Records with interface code

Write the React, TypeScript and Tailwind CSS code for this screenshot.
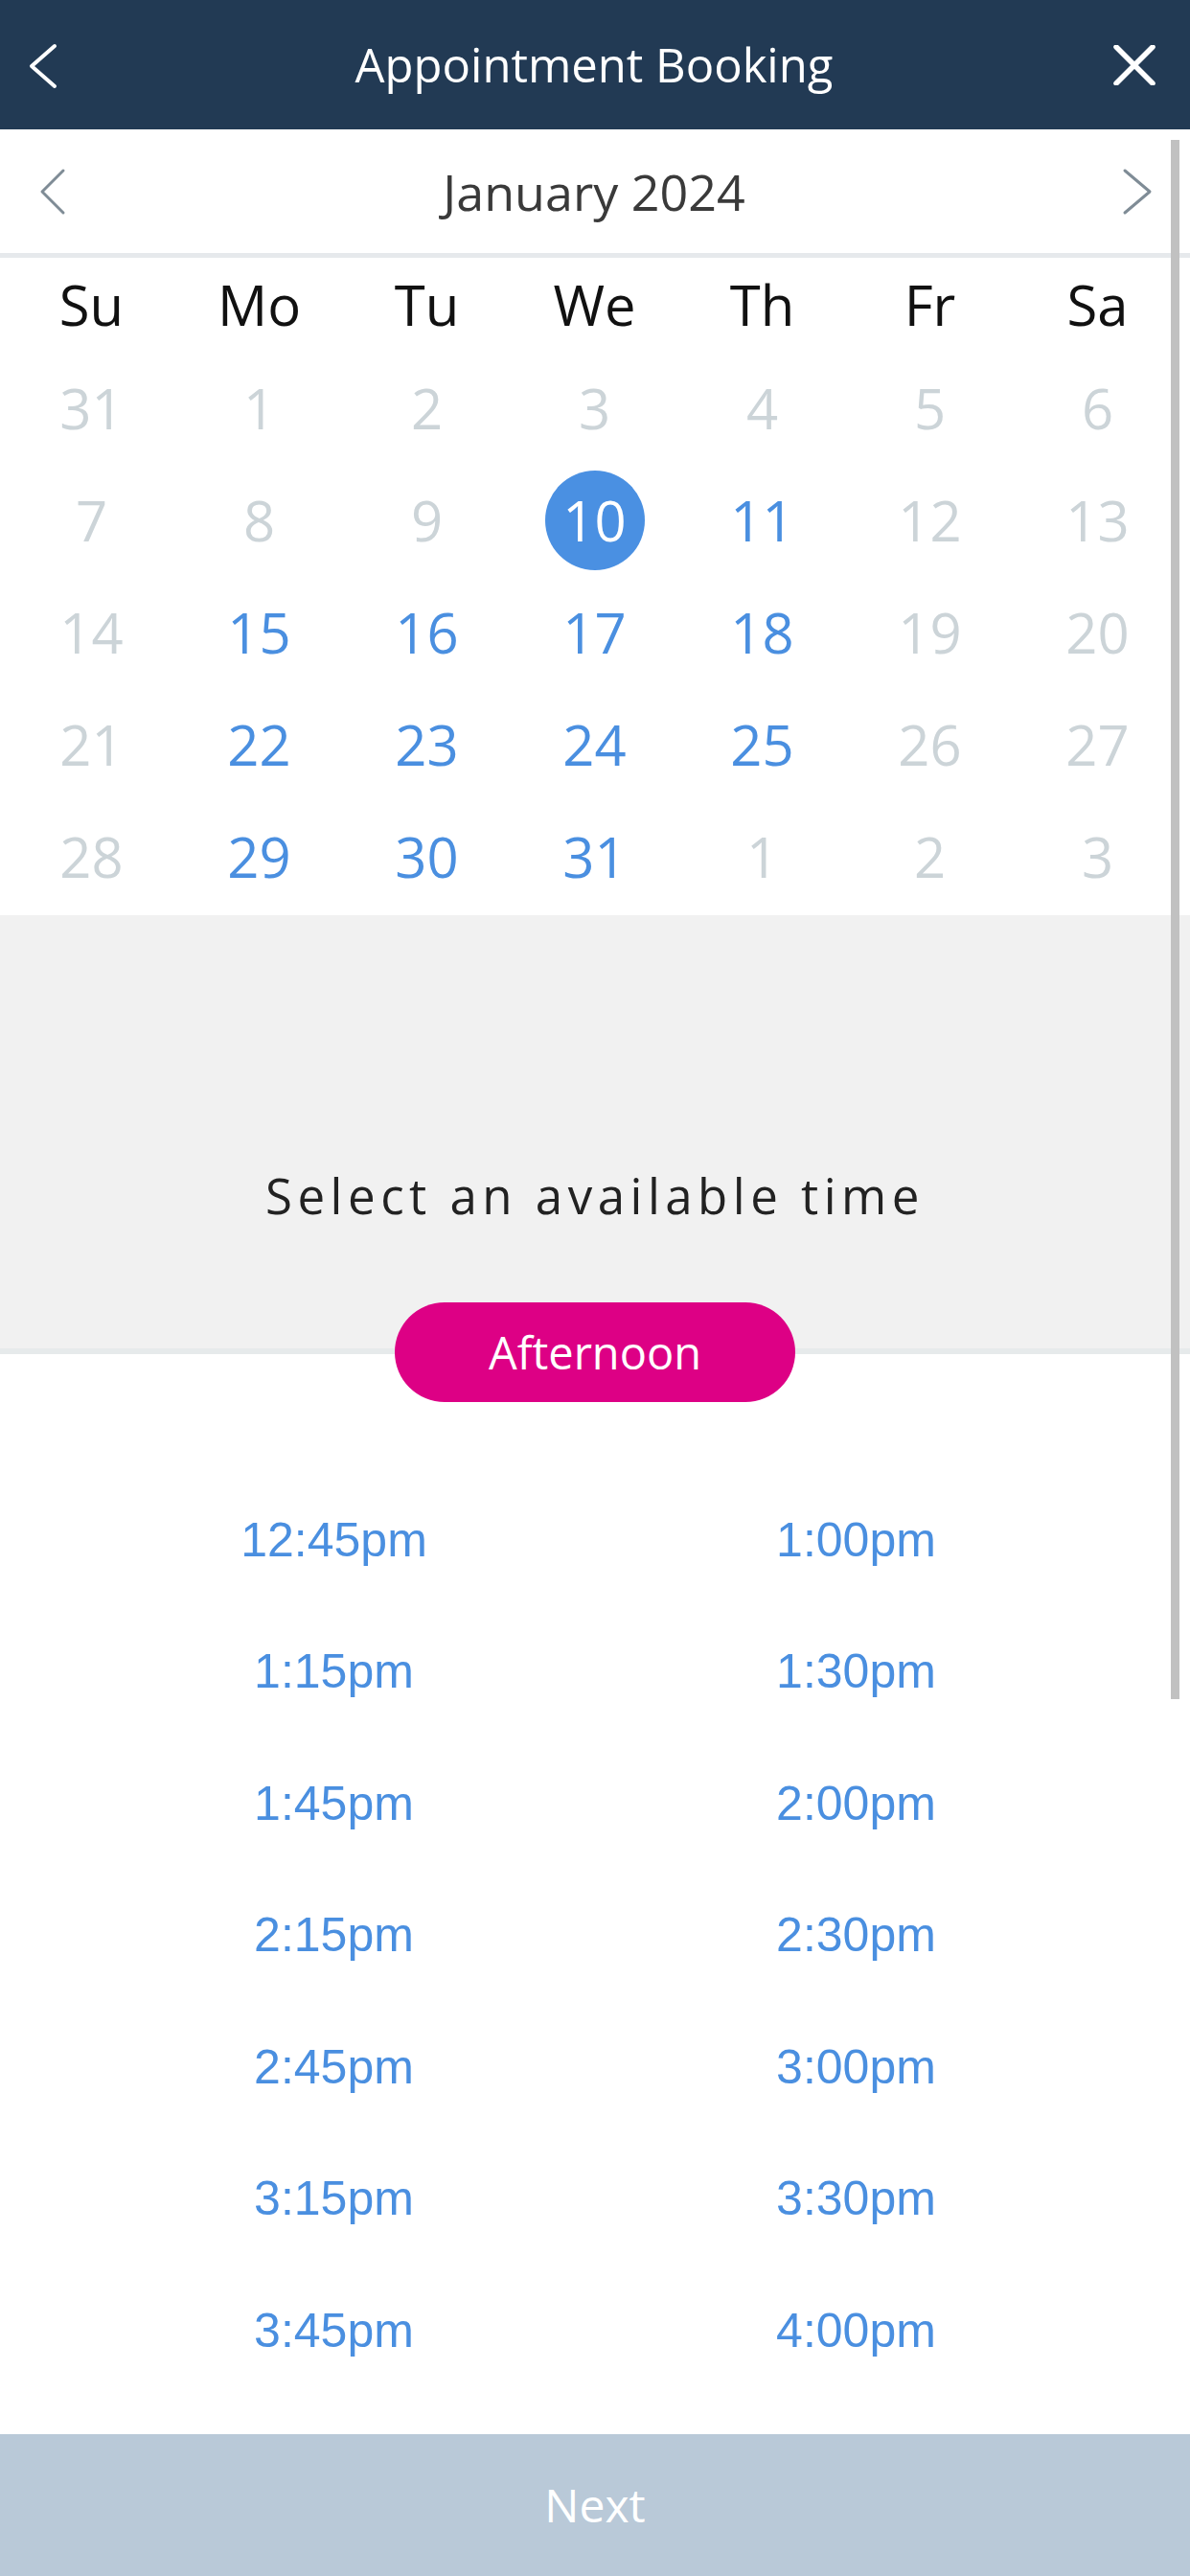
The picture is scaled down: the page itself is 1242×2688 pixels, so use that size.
import React from 'react'

type Day = { n: number; kind: 'off' | 'on' | 'sel' }

const weekdays = ['Su', 'Mo', 'Tu', 'We', 'Th', 'Fr', 'Sa']

const weeks: Day[][] = [
  [31, 1, 2, 3, 4, 5, 6].map((n) => ({ n, kind: 'off' as const })),
  [
    { n: 7, kind: 'off' },
    { n: 8, kind: 'off' },
    { n: 9, kind: 'off' },
    { n: 10, kind: 'sel' },
    { n: 11, kind: 'on' },
    { n: 12, kind: 'off' },
    { n: 13, kind: 'off' },
  ],
  [14, 15, 16, 17, 18, 19, 20].map((n, i) => ({ n, kind: i >= 1 && i <= 4 ? 'on' : 'off' }) as Day),
  [21, 22, 23, 24, 25, 26, 27].map((n, i) => ({ n, kind: i >= 1 && i <= 4 ? 'on' : 'off' }) as Day),
  [28, 29, 30, 31, 1, 2, 3].map((n, i) => ({ n, kind: i >= 1 && i <= 3 ? 'on' : 'off' }) as Day),
]

const times = [
  '12:45pm', '1:00pm',
  '1:15pm', '1:30pm',
  '1:45pm', '2:00pm',
  '2:15pm', '2:30pm',
  '2:45pm', '3:00pm',
  '3:15pm', '3:30pm',
  '3:45pm', '4:00pm',
]

export default function App() {
  return (
    <div className="relative flex h-[2688px] w-[1242px] flex-col overflow-hidden bg-white font-['Open_Sans',sans-serif]">
      {/* top bar */}
      <header className="flex h-[135px] shrink-0 items-center justify-between bg-[#223a54] px-[28px] text-white">
        <svg width="34" height="48" viewBox="0 0 34 48" fill="none" className="mt-[2px]">
          <path d="M29 3 L5 24 L29 45" stroke="white" strokeWidth="4" strokeLinecap="round" strokeLinejoin="round" />
        </svg>
        <h1 className="ml-[16px] text-[49px] leading-none">Appointment Booking</h1>
        <svg width="44" height="42" viewBox="0 0 44 42" fill="none" className="mr-[8px]">
          <path d="M3 2 L41 40 M41 2 L3 40" stroke="white" strokeWidth="5.5" strokeLinecap="round" />
        </svg>
      </header>

      {/* month switcher */}
      <div className="flex h-[134px] shrink-0 items-center justify-between border-b-[5px] border-[#e6e9ec] pl-[40px] pr-[38px]">
        <svg width="30" height="50" viewBox="0 0 30 50" fill="none">
          <path d="M26 3 L4 25 L26 47" stroke="#7f8c96" strokeWidth="3" strokeLinecap="round" strokeLinejoin="round" />
        </svg>
        <div className="text-[52px] leading-none text-[#3a3a3a]">January 2024</div>
        <svg width="34" height="50" viewBox="0 0 34 50" fill="none">
          <path d="M4 3 L30 25 L4 47" stroke="#7f8c96" strokeWidth="3" strokeLinecap="round" strokeLinejoin="round" />
        </svg>
      </div>

      {/* calendar */}
      <div className="shrink-0 pb-[3px] pl-[8px] pr-[9px]">
        <div className="grid h-[98px] grid-cols-7 items-center">
          {weekdays.map((d) => (
            <div key={d} className="text-center text-[58px] leading-none text-[#111]">
              {d}
            </div>
          ))}
        </div>
        {weeks.map((w, wi) => (
          <div key={wi} className="grid h-[117px] grid-cols-7 items-center">
            {w.map((d, di) => (
              <div key={di} className="flex justify-center">
                {d.kind === 'sel' ? (
                  <span className="flex h-[104px] w-[104px] items-center justify-center rounded-full bg-[#4a90e2] text-[58px] leading-none text-white">
                    {d.n}
                  </span>
                ) : (
                  <span
                    className={
                      d.kind === 'on'
                        ? 'text-[58px] leading-none text-[#4a8fe0]'
                        : 'text-[58px] leading-none text-[#ccd4d8]'
                    }
                  >
                    {d.n}
                  </span>
                )}
              </div>
            ))}
          </div>
        ))}
      </div>

      {/* time heading */}
      <div className="flex h-[458px] shrink-0 flex-col items-center border-b-[6px] border-[#e6eaeb] bg-[#f1f1f1] pt-[262px]">
        <p className="text-[51px] leading-[60px] tracking-[5.5px] text-[#222]">Select an available time</p>
        <button className="relative z-10 -mb-[56px] mt-[82px] flex h-[104px] w-[418px] items-center justify-center rounded-full bg-[#dd0085] text-[47px] leading-none text-white">
          Afternoon
        </button>
      </div>

      {/* slots */}
      <div className="flex-1 px-[76px] pt-[125px]">
        <div className="grid grid-cols-2">
          {times.map((t) => (
            <div
              key={t}
              className="flex h-[137.5px] items-center justify-center font-['Liberation_Sans',Arial,sans-serif] text-[50px] leading-none text-[#4a8fe0]"
            >
              {t}
            </div>
          ))}
        </div>
      </div>

      {/* footer */}
      <button className="flex h-[148px] w-full shrink-0 items-center justify-center bg-[#b9c9d8] text-[48px] leading-none text-white">
        Next
      </button>

      {/* scrollbar thumb */}
      <div className="absolute left-[1222px] top-[146px] h-[1627px] w-[9px] bg-[#c1c1c1]" />
    </div>
  )
}
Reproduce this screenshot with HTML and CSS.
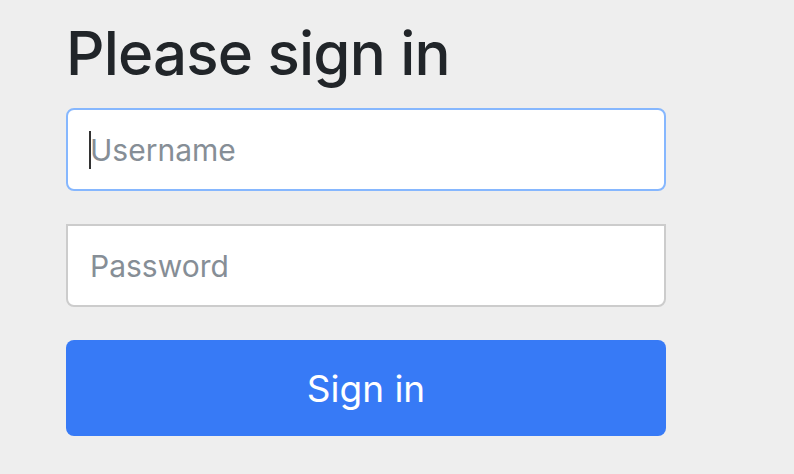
FILE: index.html
```html
<!DOCTYPE html>
<html lang="en">
<head>
    <meta charset="UTF-8">
    <meta name="viewport" content="width=device-width, initial-scale=1.0">
    <title>Please sign in</title>
    <link rel="stylesheet" href="styles.css">
</head>
<body>
    <form class="form-signin" method="post" action="/login">
        <h2 class="form-signin-heading">Please sign in</h2>
        <p class="field field-first">
            <input type="text" id="username" name="username" class="form-control is-focused" placeholder="Username">
            <span class="caret"></span>
        </p>
        <p class="field">
            <input type="password" id="password" name="password" class="form-control field-last" placeholder="Password">
        </p>
        <button class="btn-signin" type="submit">Sign in</button>
    </form>
</body>
</html>
```

FILE: styles.css
```css
body {
    margin: 0;
    background: #eeeeee;
    font-family: Inter, "Liberation Sans", sans-serif;
    color: #212529;
}

.form-signin {
    width: 600px;
    padding: 17px 0 0 66px;
}

.form-signin-heading {
    margin: 0 0 19px;
    font-size: 60px;
    font-weight: 500;
    line-height: 1.2;
    letter-spacing: -0.8px;
}

.field {
    position: relative;
    margin: 0 0 33px;
}

.form-control {
    display: block;
    box-sizing: border-box;
    width: 100%;
    height: 83px;
    padding: 0 22px;
    font-family: inherit;
    font-size: 30px;
    color: #495057;
    background: #fff;
    border: 2px solid #cccccc;
    border-radius: 0 0 8px 8px;
    outline: none;
}

.form-control::placeholder {
    color: #868e96;
}

.form-control.is-focused {
    border-color: #86b7fe;
    border-radius: 8px;
}

.caret {
    position: absolute;
    left: 23px;
    top: 23px;
    width: 2px;
    height: 38px;
    background: #333;
}

.btn-signin {
    display: block;
    width: 100%;
    height: 96px;
    font-family: inherit;
    font-size: 37px;
    color: #fff;
    background: #377af6;
    border: none;
    border-radius: 8px;
    cursor: pointer;
}
```
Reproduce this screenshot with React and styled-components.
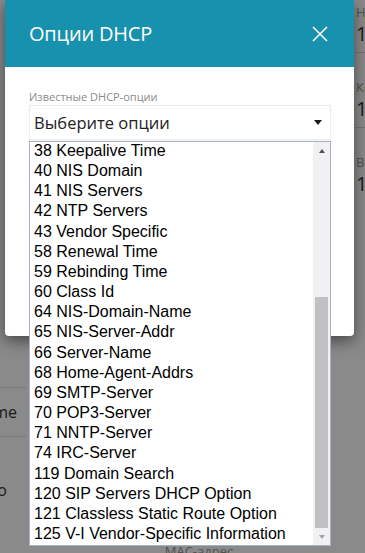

(Problem description)
From start to finish, output the listing exactly, but omit its pictures.

(Exercise answer)
Write the React, TypeScript and Tailwind CSS code for this screenshot.
The picture is scaled down: the page itself is 1242×2688 pixels, so use that size.
import React from 'react'

type Day = { n: number; kind: 'off' | 'on' | 'sel' }

const weekdays = ['Su', 'Mo', 'Tu', 'We', 'Th', 'Fr', 'Sa']

const weeks: Day[][] = [
  [31, 1, 2, 3, 4, 5, 6].map((n) => ({ n, kind: 'off' as const })),
  [
    { n: 7, kind: 'off' },
    { n: 8, kind: 'off' },
    { n: 9, kind: 'off' },
    { n: 10, kind: 'sel' },
    { n: 11, kind: 'on' },
    { n: 12, kind: 'off' },
    { n: 13, kind: 'off' },
  ],
  [14, 15, 16, 17, 18, 19, 20].map((n, i) => ({ n, kind: i >= 1 && i <= 4 ? 'on' : 'off' }) as Day),
  [21, 22, 23, 24, 25, 26, 27].map((n, i) => ({ n, kind: i >= 1 && i <= 4 ? 'on' : 'off' }) as Day),
  [28, 29, 30, 31, 1, 2, 3].map((n, i) => ({ n, kind: i >= 1 && i <= 3 ? 'on' : 'off' }) as Day),
]

const times = [
  '12:45pm', '1:00pm',
  '1:15pm', '1:30pm',
  '1:45pm', '2:00pm',
  '2:15pm', '2:30pm',
  '2:45pm', '3:00pm',
  '3:15pm', '3:30pm',
  '3:45pm', '4:00pm',
]

export default function App() {
  return (
    <div className="relative flex h-[2688px] w-[1242px] flex-col overflow-hidden bg-white font-['Open_Sans',sans-serif]">
      {/* top bar */}
      <header className="flex h-[135px] shrink-0 items-center justify-between bg-[#223a54] px-[28px] text-white">
        <svg width="34" height="48" viewBox="0 0 34 48" fill="none" className="mt-[2px]">
          <path d="M29 3 L5 24 L29 45" stroke="white" strokeWidth="4" strokeLinecap="round" strokeLinejoin="round" />
        </svg>
        <h1 className="ml-[16px] text-[49px] leading-none">Appointment Booking</h1>
        <svg width="44" height="42" viewBox="0 0 44 42" fill="none" className="mr-[8px]">
          <path d="M3 2 L41 40 M41 2 L3 40" stroke="white" strokeWidth="5.5" strokeLinecap="round" />
        </svg>
      </header>

      {/* month switcher */}
      <div className="flex h-[134px] shrink-0 items-center justify-between border-b-[5px] border-[#e6e9ec] pl-[40px] pr-[38px]">
        <svg width="30" height="50" viewBox="0 0 30 50" fill="none">
          <path d="M26 3 L4 25 L26 47" stroke="#7f8c96" strokeWidth="3" strokeLinecap="round" strokeLinejoin="round" />
        </svg>
        <div className="text-[52px] leading-none text-[#3a3a3a]">January 2024</div>
        <svg width="34" height="50" viewBox="0 0 34 50" fill="none">
          <path d="M4 3 L30 25 L4 47" stroke="#7f8c96" strokeWidth="3" strokeLinecap="round" strokeLinejoin="round" />
        </svg>
      </div>

      {/* calendar */}
      <div className="shrink-0 pb-[3px] pl-[8px] pr-[9px]">
        <div className="grid h-[98px] grid-cols-7 items-center">
          {weekdays.map((d) => (
            <div key={d} className="text-center text-[58px] leading-none text-[#111]">
              {d}
            </div>
          ))}
        </div>
        {weeks.map((w, wi) => (
          <div key={wi} className="grid h-[117px] grid-cols-7 items-center">
            {w.map((d, di) => (
              <div key={di} className="flex justify-center">
                {d.kind === 'sel' ? (
                  <span className="flex h-[104px] w-[104px] items-center justify-center rounded-full bg-[#4a90e2] text-[58px] leading-none text-white">
                    {d.n}
                  </span>
                ) : (
                  <span
                    className={
                      d.kind === 'on'
                        ? 'text-[58px] leading-none text-[#4a8fe0]'
                        : 'text-[58px] leading-none text-[#ccd4d8]'
                    }
                  >
                    {d.n}
                  </span>
                )}
              </div>
            ))}
          </div>
        ))}
      </div>

      {/* time heading */}
      <div className="flex h-[458px] shrink-0 flex-col items-center border-b-[6px] border-[#e6eaeb] bg-[#f1f1f1] pt-[262px]">
        <p className="text-[51px] leading-[60px] tracking-[5.5px] text-[#222]">Select an available time</p>
        <button className="relative z-10 -mb-[56px] mt-[82px] flex h-[104px] w-[418px] items-center justify-center rounded-full bg-[#dd0085] text-[47px] leading-none text-white">
          Afternoon
        </button>
      </div>

      {/* slots */}
      <div className="flex-1 px-[76px] pt-[125px]">
        <div className="grid grid-cols-2">
          {times.map((t) => (
            <div
              key={t}
              className="flex h-[137.5px] items-center justify-center font-['Liberation_Sans',Arial,sans-serif] text-[50px] leading-none text-[#4a8fe0]"
            >
              {t}
            </div>
          ))}
        </div>
      </div>

      {/* footer */}
      <button className="flex h-[148px] w-full shrink-0 items-center justify-center bg-[#b9c9d8] text-[48px] leading-none text-white">
        Next
      </button>

      {/* scrollbar thumb */}
      <div className="absolute left-[1222px] top-[146px] h-[1627px] w-[9px] bg-[#c1c1c1]" />
    </div>
  )
}
Reproduce this screenshot with HTML and CSS.
FILE: index.html
```html
<!DOCTYPE html>
<html lang="en">
<head>
    <meta charset="UTF-8">
    <meta name="viewport" content="width=device-width, initial-scale=1.0">
    <title>Please sign in</title>
    <link rel="stylesheet" href="styles.css">
</head>
<body>
    <form class="form-signin" method="post" action="/login">
        <h2 class="form-signin-heading">Please sign in</h2>
        <p class="field field-first">
            <input type="text" id="username" name="username" class="form-control is-focused" placeholder="Username">
            <span class="caret"></span>
        </p>
        <p class="field">
            <input type="password" id="password" name="password" class="form-control field-last" placeholder="Password">
        </p>
        <button class="btn-signin" type="submit">Sign in</button>
    </form>
</body>
</html>
```

FILE: styles.css
```css
body {
    margin: 0;
    background: #eeeeee;
    font-family: Inter, "Liberation Sans", sans-serif;
    color: #212529;
}

.form-signin {
    width: 600px;
    padding: 17px 0 0 66px;
}

.form-signin-heading {
    margin: 0 0 19px;
    font-size: 60px;
    font-weight: 500;
    line-height: 1.2;
    letter-spacing: -0.8px;
}

.field {
    position: relative;
    margin: 0 0 33px;
}

.form-control {
    display: block;
    box-sizing: border-box;
    width: 100%;
    height: 83px;
    padding: 0 22px;
    font-family: inherit;
    font-size: 30px;
    color: #495057;
    background: #fff;
    border: 2px solid #cccccc;
    border-radius: 0 0 8px 8px;
    outline: none;
}

.form-control::placeholder {
    color: #868e96;
}

.form-control.is-focused {
    border-color: #86b7fe;
    border-radius: 8px;
}

.caret {
    position: absolute;
    left: 23px;
    top: 23px;
    width: 2px;
    height: 38px;
    background: #333;
}

.btn-signin {
    display: block;
    width: 100%;
    height: 96px;
    font-family: inherit;
    font-size: 37px;
    color: #fff;
    background: #377af6;
    border: none;
    border-radius: 8px;
    cursor: pointer;
}
```
Reproduce this screenshot with React and styled-components.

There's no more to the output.